The past two decades have seen the publication of at least three American novels based on the sixteenth-century Chinese novel, The Journey to the West, and its central character, the Monkey King: Gerald Vizenor’s Griever: An American Monkey King in China; Maxine Hong Kingston’s Tripmaster Monkey: His Fake Book; and Patricia Chao’s Monkey King. Each of these novels combines the Chinese classic with allusions to the European and American literary traditions, thus integrating the Chinese folk story into the American canon alongside the African and indigenous narratives that are currently stretching the edges of America’s non-European origins. Yet, these three novels approach the original in radically different ways: Kingston appropriates Monkey as an inspiration for her protagonist; Vizenor also appropriates Monkey, not as an inspiration but as a cousin to his Native-American trickster hero; Chao, however, criticizes the Monkey King tradition by connecting him to her protagonist’s sexually abusive father. These three novelists therefore form a convenient set for examining the possibilities inherent in using classical traditions within modern contexts. Setting aside Kingston, about whom much has been written, I examine the way Journey to the West functions in the novels of Vizenor and Chao, neither of which has received critical attention in this regard. Using the double title of the Chinese novel as a guide, I discuss how the novelists adapt both the Chinese characters and the notions of “journey” and of “west.” Finally, I consider how the novels interpret the United States and American literature.

 

Catherine of Genoa: Faith as Borderland Experience (Magistra 12.2; presented at 2005 U. Miss. Renaissance Symposium)

For the last nine years of her life, Catherine of Genoa (1447-1510) suffered from an illness that bewildered both doctors and priests and that her hagiographer described as “burning interior and exterior flames.” The illness was never solved or healed, but her Vita attributes it to the conflict between her body and her spirit over the presence of divine Love. Throughout the text, these two elements, body and spirit, are so severely opposed that it is said that the spirit, had it not been divinely restrained, would have destroyed her body. Because Catherine hears from God that her suffering is part of “the order of his operations,” she is able, in spite of the intense physical pain caused by her body’s resistance to her spirit’s communion with divine love, to remain so happy, so filled with words of love, that people sought her aid, seeing “heaven in her soul, and purgatory in her agonized body.”
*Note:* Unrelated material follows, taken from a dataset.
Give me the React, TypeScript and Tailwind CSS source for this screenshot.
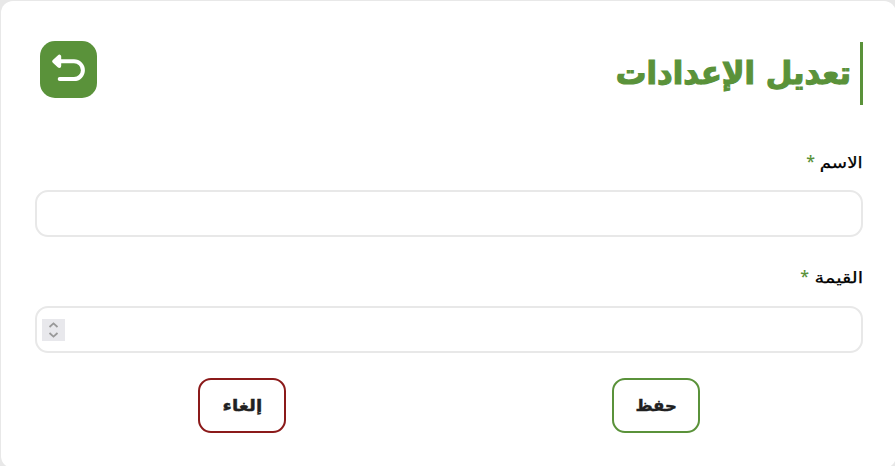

Using Gloria Anzaldúa’s statement that borderlands exist “wherever two or more cultures edge each other,” I suggest that Catherine’s illness can be read as an experience of the borderlands between the kingdom of heaven and the kingdom of earth. This chapter develops this reading, examining what type of borderlands is created by the boundary between heaven and earth, and how Catherine’s teachings, her work in hospitals and her final illness together reveal religious faith as a borderlands experience. Further, this chapter examines the role played by Catherine’s gender in her experiences, as for example her unwanted marriage and her need for a male religious to write down her experiences. How did being a female mystic (but not a nun) contribute to her experience in the spiritual borderlands?